Try to stay still for your bone portrait.

I was recently at the dentist for a check-up and they had a chart on the wall, kind of like this one here.  In short it tells you how much radiation you’re exposed to when you engage in different activities.  For example flying from New York to Los Angeles exposes you to about the same amount of radiation as eight dental X-rays.  Believe it or not, flying exposes you to an increased amount of radiation coming from space.  A single flight across the ocean is no big deal but long-term elevated radiation exposure can increase your risk of some kinds of cancer, and it’s why workers that are exposed to elevated levels of things like X-rays are monitored to make sure exposure is kept to a minimum.

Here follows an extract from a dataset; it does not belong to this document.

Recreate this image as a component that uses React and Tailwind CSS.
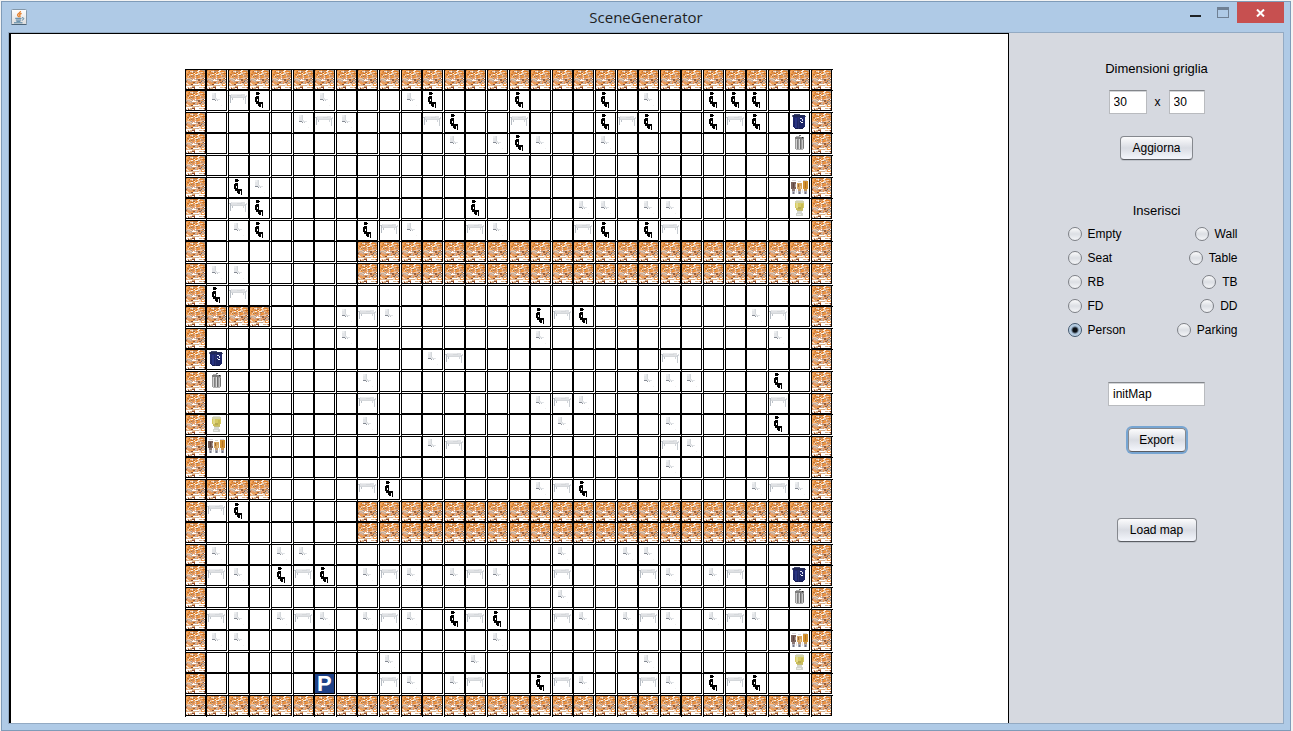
import React from "react";

const SIZE = 30;
const CELL = 21.6;

const tracks = Array.from({ length: SIZE }, (_, i) =>
  `${Math.floor((i + 1) * CELL + 0.001) - Math.floor(i * CELL + 0.001)}px`
).join(" ");

// Furniture per row: column number followed by the kind of tile.
const furniture = {
  1: "1s 2t 3p 6s 10s 11p 15p 19p 21s 24p 25p 26p",
  2: "5s 6t 7s 11t 12p 15t 19p 20t 21p 24p 25t 26p 28r",
  3: "12s 14s 15p 16s 19s 28b",
  5: "2p 3s 28f",
  6: "2t 3p 13p 18s 19s 21s 22s 28d",
  7: "2s 3p 8p 9t 10s 13t 14s 18t 19p 21p 22t",
  9: "1s 2s",
  10: "1p 2t",
  11: "7s 8t 9s 16p 17t 18p 26s 27t",
  12: "7s 16s 27s",
  13: "1r 11s 12t 22t",
  14: "1b 8s 21s 22s 23s 27p",
  15: "8t 16s 17t 18s 27t",
  16: "1d 8s 17s 22s 27p",
  17: "1f 11s 12t 22t 23s",
  18: "22s",
  19: "8t 9p 16s 17t 18p 26s 27t 28s",
  20: "1t 2p",
  22: "1s 4s 5s 17s 20s 21s",
  23: "1t 2s 4p 5t 6p 8s 9t 10s 12s 13t 14s 17t 21t 22s 24s 25t 28r",
  24: "17s 28b",
  25: "1t 2s 4s 5t 6s 8s 9t 10s 12p 13t 14p 17t 18s 20s 21t 22s 24s 25t 26s",
  26: "1s 2s 14s 28f",
  27: "9s 13s 21s 28d",
  28: "6P 9t 10s 12s 13t 16p 17t 18s 21t 22s 24p 25t 26p",
};

function isWall(row, col) {
  if (row === 0 || row === SIZE - 1 || col === 0 || col === SIZE - 1) return true;
  if ([8, 9, 20, 21].includes(row)) return col >= 8;
  if (row === 11 || row === 19) return col <= 3;
  return false;
}

const cells = [];
for (let row = 0; row < SIZE; row++) {
  const placed = {};
  (furniture[row] || "").split(" ").filter(Boolean).forEach((item) => {
    placed[parseInt(item, 10)] = item.slice(-1);
  });
  for (let col = 0; col < SIZE; col++) {
    cells.push(isWall(row, col) ? "w" : placed[col] || "");
  }
}

// Brick texture: short horizontal runs of colour from a fixed seed.
function brickPaths() {
  let state = 90210;
  const next = () => {
    state = (state + 0x6d2b79f5) | 0;
    let t = Math.imul(state ^ (state >>> 15), 1 | state);
    t = (t + Math.imul(t ^ (t >>> 7), 61 | t)) ^ t;
    return ((t ^ (t >>> 14)) >>> 0) / 4294967296;
  };
  const upper = ["#e8882f", "#f09a45", "#dd9358", "#c98a5c", "#b39a86", "#e8b48c", "#f3d3b5", "#c0722f", "#fbeee0", "#f0a868"];
  const middle = ["#e39a62", "#ee8f3c", "#c9a184", "#a89484", "#f2c9a8", "#ffffff", "#94603f", "#d8b79f", "#e9a070", "#c4b0a0"];
  const lower = ["#ee9346", "#ffffff", "#e4a477", "#d9b48f", "#fff4ea", "#8a4a32", "#f6d9be", "#f0a050", "#c9a890"];
  const groups = {};
  for (let y = 0; y < 19; y++) {
    const set = y < 8 ? upper : y < 13 ? middle : lower;
    let x = 0;
    while (x < 19) {
      const w = Math.min(19 - x, 1 + Math.floor(next() * 2.2));
      let fill = set[Math.floor(next() * set.length)];
      if (y === 16 || y === 18) fill = next() < 0.55 ? "#ffffff" : fill;
      groups[fill] = (groups[fill] || "") + `M${x} ${y}h${w}v1h-${w}z`;
      x += w;
    }
  }
  return Object.entries(groups);
}
const bricks = brickPaths();

// Each sprite is a list of [x, y, width, height, colour] blocks.
const sprites = {
  p: [
    [6, 1, 3, 3, "#000"], [9, 2, 1, 1, "#000"], [6, 5, 3, 2, "#000"], [5, 6, 2, 4, "#000"],
    [7, 7, 2, 1, "#000"], [8, 8, 1, 2, "#000"], [5, 10, 4, 1, "#000"], [6, 11, 4, 2, "#000"],
    [10, 11, 3, 1, "#000"], [8, 12, 5, 1, "#000"], [8, 13, 3, 2, "#000"], [12, 13, 1, 4, "#000"],
    [9, 15, 2, 1, "#000"],
  ],
  s: [
    [5, 2, 4, 6, "#e3e5e8"], [8, 2, 1, 6, "#d3d7da"], [5, 2, 2, 2, "#edeff0"], [6, 7, 4, 1, "#e1e3e6"],
    [5, 8, 3, 1, "#868b94"], [8, 8, 4, 1, "#dfe2e5"], [8, 9, 1, 1, "#92969d"], [10, 9, 1, 1, "#c5c9ce"],
    [12, 8, 1, 1, "#e3e5e8"], [14, 14, 1, 1, "#f0f0f0"],
  ],
  t: [
    [2, 3, 14, 3, "#dfe1e4"], [3, 3, 9, 1, "#ebecee"], [8, 4, 5, 1, "#d5d8db"], [1, 6, 16, 1, "#d4d7da"],
    [1, 4, 1, 8, "#b6bcc3"], [0, 4, 1, 1, "#c4c9ce"], [3, 7, 1, 2, "#bdc3ca"], [14, 7, 1, 2, "#d2d6db"],
    [16, 5, 1, 8, "#c8cdd2"], [17, 4, 1, 2, "#d8dade"],
  ],
  r: [
    [3, 2, 12, 2, "#202754"], [2, 2, 1, 2, "#676b86"], [15, 3, 1, 1, "#535874"], [4, 1, 6, 1, "#40466c"],
    [3, 4, 12, 4, "#20286e"], [3, 8, 12, 6, "#1c2566"], [4, 14, 10, 1, "#1c2566"], [5, 15, 8, 1, "#151c4d"],
    [5, 5, 2, 10, "#293483"], [10, 5, 2, 1, "#e4e8f4"], [12, 6, 1, 2, "#dce1f2"], [11, 9, 2, 1, "#fff"],
    [10, 8, 1, 1, "#d6dcef"], [8, 4, 1, 12, "#29316d"],
  ],
  b: [
    [5, 3, 9, 2, "#7c7c7c"], [6, 2, 4, 1, "#adadad"], [9, 1, 2, 1, "#686868"], [12, 3, 1, 1, "#222"],
    [5, 5, 9, 10, "#9a9a9a"], [6, 5, 1, 10, "#d2d2d2"], [7, 6, 1, 9, "#808080"], [9, 5, 1, 10, "#dadada"],
    [10, 5, 1, 10, "#6d6d6d"], [12, 6, 1, 9, "#c5c5c5"], [13, 6, 1, 8, "#757575"], [6, 15, 7, 1, "#b3b3b3"],
  ],
  f: [
    [2, 2, 4, 1, "#d7d4d7"], [8, 3, 3, 1, "#d6d6d6"], [13, 2, 4, 1, "#d6d4d7"],
    [1, 4, 5, 7, "#7a625c"], [2, 11, 3, 2, "#8c7875"], [3, 5, 1, 5, "#5e4743"], [5, 6, 1, 3, "#b5a29a"],
    [7, 5, 5, 6, "#d6a45e"], [8, 6, 1, 3, "#9f6938"], [10, 8, 1, 3, "#ebc285"], [8, 11, 3, 2, "#c29a70"],
    [13, 3, 5, 8, "#d39432"], [15, 4, 1, 6, "#b57226"], [14, 11, 3, 2, "#c59859"],
    [2, 13, 3, 3, "#b3b2bb"], [8, 13, 3, 3, "#a5a6b0"], [14, 13, 3, 3, "#aaa9b3"], [3, 14, 1, 2, "#747585"],
    [9, 14, 1, 2, "#717486"], [15, 14, 1, 2, "#747585"], [6, 11, 1, 4, "#e7e5e8"], [12, 11, 1, 4, "#e7e5e8"],
  ],
  d: [
    [6, 1, 7, 1, "#dfe1d7"], [5, 2, 9, 2, "#d3d3a9"], [5, 4, 9, 5, "#d5ca62"], [6, 9, 7, 2, "#cabe5b"],
    [6, 4, 2, 5, "#e2d98a"], [11, 5, 2, 4, "#c8bb52"], [8, 8, 3, 2, "#b8aa54"], [7, 11, 6, 1, "#c4bd78"],
    [7, 12, 5, 2, "#d5d7d0"], [6, 14, 7, 3, "#d2d4cd"], [7, 15, 4, 1, "#eceee9"],
  ],
};

function Tile({ kind }) {
  if (!kind) return null;
  return (
    <svg viewBox="0 0 19 19" className="block size-[19px] overflow-visible" shapeRendering="crispEdges" aria-hidden="true">
      {kind === "w" && bricks.map(([fill, d]) => <path key={fill} d={d} fill={fill} />)}
      {kind === "P" && (
        <>
          <rect width="19" height="19" fill="#1f4288" />
          <text x="2" y="17" fontFamily="Liberation Sans, sans-serif" fontWeight="700" fontSize="22" fill="#fff">P</text>
        </>
      )}
      {sprites[kind] && sprites[kind].map(([x, y, w, h, fill], i) => (
        <rect key={i} x={x} y={y} width={w} height={h} fill={fill} />
      ))}
    </svg>
  );
}

function SceneMap() {
  return (
    <div className="grid" style={{ gridTemplateColumns: tracks, gridTemplateRows: tracks }}>
      {cells.map((kind, i) => (
        <div key={i} className="border-t border-l border-black">
          <div className="size-5 border-r border-b border-black">
            <Tile kind={kind} />
          </div>
        </div>
      ))}
    </div>
  );
}

function JavaIcon() {
  return (
    <svg viewBox="0 0 16 16" className="size-4" aria-hidden="true">
      <defs>
        <linearGradient id="plate" x1="0" y1="0" x2="0" y2="1">
          <stop offset="0" stopColor="#ffffff" />
          <stop offset="1" stopColor="#dcdcdc" />
        </linearGradient>
      </defs>
      <rect x="0.5" y="0.5" width="15" height="15" rx="1" fill="url(#plate)" stroke="#8497a8" />
      <path d="M0.5 15.5h15" stroke="#4c6478" />
      <path d="M9.5 2.2C9.8 4 6.2 4.6 6.6 6.2c.2.9 1 1.2 1 2M10.6 4.4C8.8 5 8.2 5.8 8.9 6.7c.4.6.2 1.1-.4 1.5" fill="none" stroke="#e57c25" strokeWidth="1.3" />
      <path d="M4.2 9.3h6.3M4.8 11h5.2M5.4 12.3h4M3 13.8h8.5M11 8.8c2.4-.6 2.4 2-.2 2.4" fill="none" stroke="#4f7f9f" strokeWidth="1" />
    </svg>
  );
}

function PushButton({ children, className, focused }) {
  return (
    <button
      type="button"
      className={`h-6 rounded border border-[#85888e] border-b-[#5a5d63] bg-linear-to-b from-[#fcfcfd] via-[#d9dce3] to-[#f4f6fc] text-xs text-black ${
        focused ? "shadow-[0_0_0_2px_#77a5d2]" : "shadow-[0_1px_0_#bfc3ca]"
      } ${className}`}
    >
      {children}
    </button>
  );
}

function Field({ label, value, className }) {
  return (
    <input
      type="text"
      aria-label={label}
      defaultValue={value}
      className={`h-6 border border-[#b9bbbf] border-t-[#83868b] bg-white px-1 text-xs text-black shadow-[inset_0_1px_0_#d2d4d7] outline-none ${className}`}
    />
  );
}

function Choice({ label, checked }) {
  return (
    <label className="flex h-6 items-center gap-1.5 text-xs text-black">
      <input
        type="radio"
        name="tile"
        defaultChecked={checked}
        className="size-3.5 appearance-none rounded-full border border-[#7d8086] bg-linear-to-b from-[#fbfbfc] via-[#dcdfe4] to-[#f4f5f8] checked:border-[#40566d] checked:bg-[radial-gradient(circle,#0b0f14_0_2px,#a9c2da_4px,#c4d8ea_6px)]"
      />
      {label}
    </label>
  );
}

function SidePanel() {
  return (
    <aside className="flex w-[274px] shrink-0 flex-col items-center bg-[#d6d9e0] pt-7 pl-[21px]">
      <h2 className="h-4 text-[13px] leading-4">Dimensioni griglia</h2>
      <div className="mt-[13px] flex items-center text-xs">
        <Field label="Righe" value="30" className="w-[38px]" />
        <span className="px-2">x</span>
        <Field label="Colonne" value="30" className="w-9" />
      </div>
      <PushButton className="mt-[22px] w-[73px]">Aggiorna</PushButton>
      <h2 className="mt-[43px] h-4 text-[13px] leading-4">Inserisci</h2>
      <div className="mt-[3px] flex w-[178px] justify-between pr-2">
        <div className="flex flex-col items-start">
          <Choice label="Empty" />
          <Choice label="Seat" />
          <Choice label="RB" />
          <Choice label="FD" />
          <Choice label="Person" checked />
        </div>
        <div className="flex flex-col items-end">
          <Choice label="Wall" />
          <Choice label="Table" />
          <Choice label="TB" />
          <Choice label="DD" />
          <Choice label="Parking" />
        </div>
      </div>
      <Field label="Nome mappa" value="initMap" className="mt-10 w-[97px]" />
      <PushButton focused className="mt-[22px] w-[58px]">Export</PushButton>
      <PushButton className="mt-[66px] w-20">Load map</PushButton>
    </aside>
  );
}

export default function App() {
  return (
    <div className="flex min-h-screen bg-[#f3f3f3] pt-px pr-0.5 pl-px font-['Liberation_Sans',Arial,sans-serif] text-black">
      <div className="flex grow flex-col border border-[#7f9bb8] bg-[#afcae6] px-1.5 pb-1.5">
        <header className="grid h-[30px] grid-cols-[1fr_auto_1fr]">
          <div className="flex items-start pt-[7px] pl-[3px]">
            <JavaIcon />
          </div>
          <h1 className="pt-[3px] font-['Open_Sans',sans-serif] text-[15px] leading-6 text-[#1e1e1e]">SceneGenerator</h1>
          <div className="flex items-start justify-end">
            <button type="button" aria-label="Minimize" className="flex h-5 w-7 items-start justify-center pt-[13px]">
              <span className="h-0.5 w-[11px] bg-[#1e2226]" />
            </button>
            <button type="button" aria-label="Maximize" className="flex h-5 w-7 items-start justify-center pt-[5px]">
              <span className="h-[11px] w-3 border border-t-[3px] border-[#6f8094]" />
            </button>
            <button type="button" aria-label="Close" className="flex h-[21px] w-[47px] items-center justify-center bg-[#c75050]">
              <svg viewBox="0 0 9 8" className="h-2 w-[9px]" aria-hidden="true">
                <path d="M1 .5l7 7M8 .5l-7 7" stroke="#fff" strokeWidth="2" />
              </svg>
            </button>
          </div>
        </header>
        <div className="flex grow border border-[#93aac3]">
          <main className="flex grow justify-center border-t border-r border-l-2 border-black bg-white pt-[35px] pr-0.5 pb-1.5">
            <SceneMap />
          </main>
          <SidePanel />
        </div>
      </div>
    </div>
  );
}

It got me thinking, while I listened to the slow and steady suction of spit from my oral cavity, “I wonder if Lois Lane, would have to wear a radiation safety badge?”  I am totally unsure about the radiation output of Superman’s X-ray vision, but there must be a certain repetitive amount of exposure she is getting, vis-a-vis Clark Kent.  It’s got me wondering if Superman’s secret identity is necessary to limit Mr. Kent’s legal liability.  I mean the workers compensation claims alone at the Daily Planet, if his true identity were known, would be off the charts.  They would need to give employees access to lead-lined vests, to have Mr. Kent continue working there.  That’s as far as I made it with this line of thought before, I spit, got my toothbrush and was told I need to floss more.

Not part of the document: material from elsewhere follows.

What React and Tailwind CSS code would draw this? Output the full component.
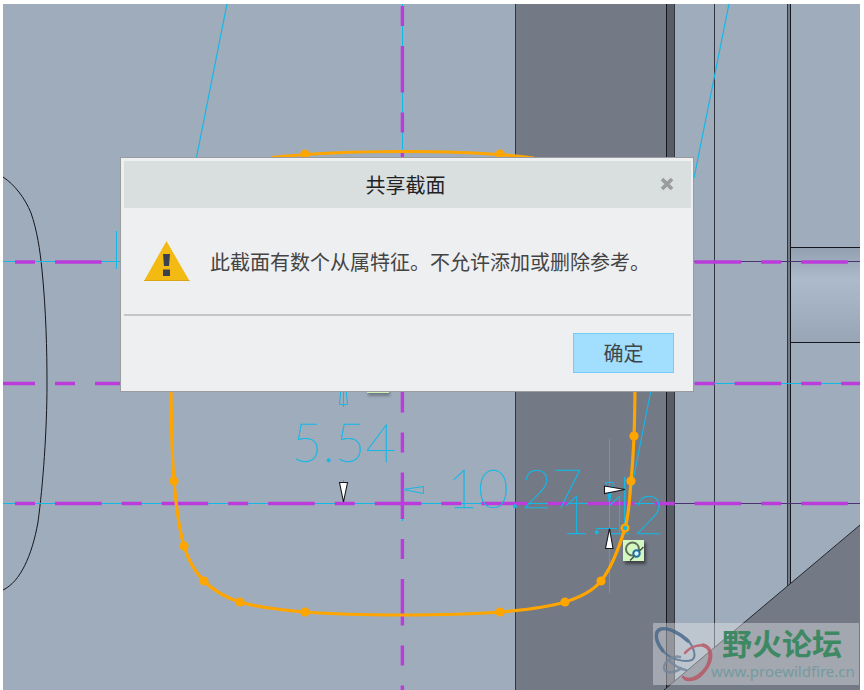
const CYAN = '#14b8e6';
const ORANGE = '#ffa500';
const MAGENTA = '#bb3cdb';
const EDGE = '#31363f';

const knots = [
  [171, 330], [171, 392], [174, 481], [184, 546], [204, 581], [240, 602], [305, 612],
  [402, 615], [500, 612], [565, 602], [601, 581], [625, 528], [631, 481], [634, 436], [635, 385], [635, 330],
];

const dots = [
  [174, 481], [184, 546], [204, 581], [240, 602], [305, 612], [500, 612],
  [565, 602], [601, 581], [631, 481], [634, 436], [305, 154], [500, 154],
];

function spline(p) {
  let d = `M${p[0][0]} ${p[0][1]}`;
  for (let i = 0; i < p.length - 1; i++) {
    const a = p[i - 1] || p[i];
    const b = p[i];
    const c = p[i + 1];
    const e = p[i + 2] || c;
    const span = Math.hypot(c[0] - b[0], c[1] - b[1]);
    const k1 = span / (Math.hypot(b[0] - a[0], b[1] - a[1]) + span || 1) / 3;
    const k2 = span / (Math.hypot(e[0] - c[0], e[1] - c[1]) + span || 1) / 3;
    d += `C${b[0] + (c[0] - a[0]) * k1} ${b[1] + (c[1] - a[1]) * k1} ${c[0] - (e[0] - b[0]) * k2} ${c[1] - (e[1] - b[1]) * k2} ${c[0]} ${c[1]}`;
  }
  return d;
}

function Centerline({ d }) {
  return <path d={d} stroke={MAGENTA} strokeWidth="3.4" strokeDasharray="46.6 20 20 20" fill="none" />;
}

function Dimension({ x, y, children }) {
  return (
    <text
      x={x}
      y={y}
      textAnchor="middle"
      fill={CYAN}
      stroke={CYAN}
      strokeWidth="0.4"
      className="font-['Lato','Roboto',sans-serif] text-[53px] font-thin"
    >
      {children}
    </text>
  );
}

function Model() {
  return (
    <g fill="none">
      <rect x="0" y="0" width="864" height="694" fill="#9facbc" />
      <rect x="515" y="0" width="151" height="694" fill="#737985" />
      <rect x="667" y="0" width="7" height="694" fill="#575c67" />
      <rect x="788" y="0" width="2" height="694" fill="#747d89" />
      <rect x="791" y="248" width="80" height="94" fill="url(#bore)" />
      <path d="M664 690L860 525V690Z" fill="#737985" />
      <path d="M515.5 4V690M674.5 4V681M714.5 4V647M787.5 4V586" stroke={EDGE} />
      <path d="M666.5 4V688M790.5 4V584M790 247.5H860M790 342.5H860" stroke="#14171d" />
      <path d="M664 690L860 525" stroke="#252930" />
      <path d="M3 177C14 184 25 198 31 213C37 230 40 250 42 270C46 310 47 350 47 384C47 430 43 485 38 522C32 556 20 582 3 590" stroke="#15181d" />
    </g>
  );
}

function Sketch() {
  return (
    <g fill="none">
      <g stroke={CYAN}>
        <path d="M227 4L196 160M729 4L694 178M651 390L630 496" strokeWidth="1.2" />
        <path d="M116.5 231V269M402.5 4V157M402.5 518V521M3 261.5H121M690 383.5H860M3 503.5H660" />
      </g>
      <path d="M690 261.5H860M674 503.5H860" stroke="#4c3274" />
      <Centerline d="M402.4 -60.6V690" />
      <Centerline d="M-51.6 262H860" />
      <Centerline d="M-11.6 383.5H860" />
      <Centerline d="M-51.6 503.5H860" />

      <Dimension x="344" y="462">5.54</Dimension>
      <Dimension x="515" y="508">10.27</Dimension>
      <Dimension x="612" y="534">1.12</Dimension>

      <g stroke={CYAN}>
        <path d="M341 388L339.5 404.500H347.500L346 388M343.500 388V407M343.500 480V484" />
        <path d="M403 489.500L423.500 486.500V493.500Z" />
        <path d="M605.500 482.500H613.500L609.500 502ZM607 486L609.500 502L611 486M609.500 439V593M596 528.500H617" />
        <path d="M624.800 477V525" strokeWidth="1.5" />
      </g>

      <path d="M272 157.500C315 153 360 151.500 402 151.500C445 151.500 495 153 534 158" stroke={ORANGE} strokeWidth="3.2" />
      <path d={spline(knots)} stroke={ORANGE} strokeWidth="3.2" />
      {dots.map(([x, y]) => (
        <circle key={`${x}-${y}`} cx={x} cy={y} r="4.6" fill={ORANGE} />
      ))}
      <circle cx="625" cy="528" r="3.4" fill={CYAN} stroke={ORANGE} strokeWidth="2.4" />

      <g fill="#fff" stroke="#16181c" strokeWidth="1.1">
        <path d="M339.500 482.500H347.500L343.500 502Z" />
        <path d="M604.500 486L625 489.500L604.500 493.500Z" />
        <path d="M609.500 528.500L613 548.500H605.500Z" />
      </g>

      <rect x="368" y="374" width="22" height="22" fill="#000" opacity=".28" filter="url(#soft)" />
      <rect x="367" y="372" width="22" height="21" fill="#cfeebc" />

      <rect x="625" y="543" width="21" height="21" fill="#000" opacity=".45" filter="url(#soft)" />
      <rect x="623" y="540" width="21" height="21" fill="#d3f8c2" />
      <circle cx="632.500" cy="549" r="6.500" stroke="#61705c" strokeWidth="2" />
      <path d="M630 560.500L643.500 547" stroke="#444d44" strokeWidth="1.500" />
      <circle cx="636.500" cy="553.500" r="3.200" fill="#d8f2ff" stroke="#1f6e9c" strokeWidth="2" />
    </g>
  );
}

function Watermark() {
  return (
    <g>
      <rect x="653" y="623" width="206" height="62" fill="#e6e7e9" opacity=".42" />
      <g fill="none" opacity=".8" strokeLinecap="round">
        <path d="M687 639C679 632 667 627 661 629C654 632 656 643 663 651C670 659 684 663 692 660C697 657 694 647 687 639Z" stroke="#55718f" strokeWidth="2" />
        <path d="M663 651C655 641 654 631 661 629C668 627 681 634 688 641" stroke="#456688" strokeWidth="3.500" />
        <path d="M680 657C672 655 664 662 664 668C665 675 677 672 681 668M668 660C674 664 677 669 686 670" stroke="#73859a" strokeWidth="2.500" />
        <path d="M685 653C691 646 702 643 707 647C713 653 708 669 700 676C694 681 687 681 683 677" stroke="#b95362" strokeWidth="2.500" />
        <path d="M703 645C713 648 712 659 707 667C702 675 693 681 686 679" stroke="#b95362" strokeWidth="3.500" />
      </g>
      <text x="722" y="655" fill="#3e8964" className="font-['Noto_Sans_CJK_SC',sans-serif] text-[30px] font-bold">
        野火论坛
      </text>
      <text x="711" y="677" fill="#739ba0" className="font-['Noto_Sans','Open_Sans',sans-serif] text-[15px]">
        www.proewildfire.cn
      </text>
    </g>
  );
}

function Viewport() {
  return (
    <svg viewBox="3 4 857 686" preserveAspectRatio="xMinYMin slice" className="block h-full w-full" aria-hidden="true">
      <defs>
        <linearGradient id="bore" x1="0" y1="0" x2="0" y2="1">
          <stop offset="0" stopColor="#93a0b0" />
          <stop offset=".33" stopColor="#adbacb" />
          <stop offset=".5" stopColor="#a8b5c6" />
          <stop offset="1" stopColor="#98a5b5" />
        </linearGradient>
        <filter id="soft" x="-30%" y="-30%" width="160%" height="160%">
          <feGaussianBlur stdDeviation="1.8" />
        </filter>
      </defs>
      <Model />
      <Sketch />
      <Watermark />
    </svg>
  );
}

function WarningIcon() {
  return (
    <svg viewBox="0 0 46 40" className="h-10 w-[46px] shrink-0" aria-hidden="true">
      <path d="M22.500 0L45.500 40H0Z" fill="#f2ba13" />
      <path d="M0 39.500H45.500" stroke="#d9a514" />
      <path d="M19 13H26L25 25H20ZM19 28.500H26V35H19Z" fill="#3b4150" />
    </svg>
  );
}

function SharedSectionDialog() {
  return (
    <section
      role="alertdialog"
      aria-labelledby="dialog-title"
      aria-describedby="dialog-message"
      className="absolute left-[120px] top-[157px] w-[574px] border border-[#999c9f] bg-[#eeeff1] pl-[3px] pr-0.5 pt-[3px]"
    >
      <header className="relative flex h-[47px] items-center justify-center bg-[#d9dedf] pr-1">
        <h1 id="dialog-title" className="text-[20px] leading-[30px] text-[#222]">共享截面</h1>
        <button type="button" aria-label="关闭" className="absolute right-[15px] top-[14px] p-0.5">
          <svg viewBox="0 0 14 14" className="block size-[14px]" aria-hidden="true">
            <path d="M2 2L12 12M12 2L2 12" stroke="#9b9c9c" strokeWidth="3.800" />
          </svg>
        </button>
      </header>
      <div className="flex h-[108px] items-center gap-5 border-b-2 border-[#c3c5c7] pl-5">
        <WarningIcon />
        <p id="dialog-message" className="whitespace-nowrap pt-0.5 text-[20px] leading-[30px] text-[#444]">
          此截面有数个从属特征。不允许添加或删除参考。
        </p>
      </div>
      <footer className="flex justify-end pb-[18px] pr-[17px] pt-[17px]">
        <button type="button" className="h-10 w-[101px] border border-[#74cdf8] bg-[#a2dffe] text-[20px] leading-[30px] text-[#3f464a]">
          确定
        </button>
      </footer>
    </section>
  );
}

export default function App() {
  return (
    <main className="relative h-screen overflow-hidden bg-white pl-[3px] pr-1 pt-1 font-['Noto_Sans_CJK_SC',sans-serif]">
      <Viewport />
      <SharedSectionDialog />
    </main>
  );
}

Having left with an infinitesimal increase in my annual level of radiation exposure has not caused me to lose sleep.  Animal cells have ways of repairing damage caused by ionizing radiation.  In the event the damage can’t be repaired, individual cells can self-destruct, leaving healthy cells to fill the void.  As long as your ability to repair damage exceeds the rate of repair you should be fine.  Its when damage accumulates when the fun starts … and by fun I mean awfulness.

This awfulness aside, X-rays can be incredibly useful.  The discovery of X-rays was quite by accident.  The German physicist Wilhelm Röntgen  was trying to pass an electric current through gases at a low pressure which were known as Crookes tubes.  He realized that the tube was capable of illuminating a screen covered with a chemical compound known as platinobarium.  This illumination persisted even when it was held nine feet away and the tube was covered in cardboard. He assumed that this illumination was due to some unknown radiation “X.” Röntgen spent some time testing which materials would permit these rays to pass through them.  Below is an example of one of those experiments, where Röntgen has collected an image of his wife’s hand.  As you can see these rays passed readily through soft tissues but bones and metals not so much.  When Röntgen publically presented his work in 1896, it generated a great deal of interest.  Eventually the screens for imaging and what came to be known as “X-ray tubes” became available to allow people to take “bone portraits.”  These were just as fun as they were carcinogenic.  Fortunately, physicians, also, immediately realized the value of such imaging, and by 1896, started using the technique to look at the human skeleton.  Röntgen went on to win the Nobel Prize in 1901.

xray-hand-in-rundschau-1896

One of the first medical X-rays of a human hand by Wilhelm Rontgen.  Wearing your wedding ring for your X-ray was evidently in vogue in 1895.

Shortly after X-ray usage became more common, physicians began to realize the drawbacks of their use.  A German physician by the name of Émil Grubbé got horrible burns on the back of hand by repetitively X-raying his left hand.  After consulting with colleagues he concluded that X-rays may be damaging to human tissues.

Now the use of X-rays for imaging bones might seem like the only real purpose of X-rays, but the damage wrecked can also be used productively.  For example, In the 1940’s, it was becoming apparent that genetic recombination between bacterial strains was possible. Joshua Lederberg and Edward Tatum had found that when a culture of E coli was treated with radiation from sources like X-rays, some colonies were isolated that would grow in a complex mix of nutrients but would not grow on minimal medium (to learn more consult my last blog post).  It was found that, just by adding back a single nutrient, growth could be restored in minimal media.  When two different mutants were grown together and then plated on minimal media, a few colonies appeared.  This meant that bacteria could readily swap genetic material, much like humans do when they have sex.  This type of bacterial “sex” is knows as conjugation.  If you want to see microscopic images, I recommend you google “sex pilus” for some hot bacteria-on-bacteria action. For their work on bacterial conjugation, Tatum and Ledeberg would win a Nobel Prize along with George Beadle.

Radiation is one of those things we live with everyday.  It is useful … it is harmful … it is fact of life.  That said, I still think someone should talk to Lois Lane about her boyfriend.  Or at the very least send Clark Kent to my dentist.  I think they have chart that he should look at.

One thought on “Try to stay still for your bone portrait.

  1. But have you ever wondered how Superman’s x-ray vision really works? Since regular x-ray imaging works by sending x-rays from a source, through the target, onto sensitive plate where the image forms. So maybe Superman’s x-ray actually works by making his eyes really sensitive to background radiation, allowing him to see through things, instead of sending x-rays?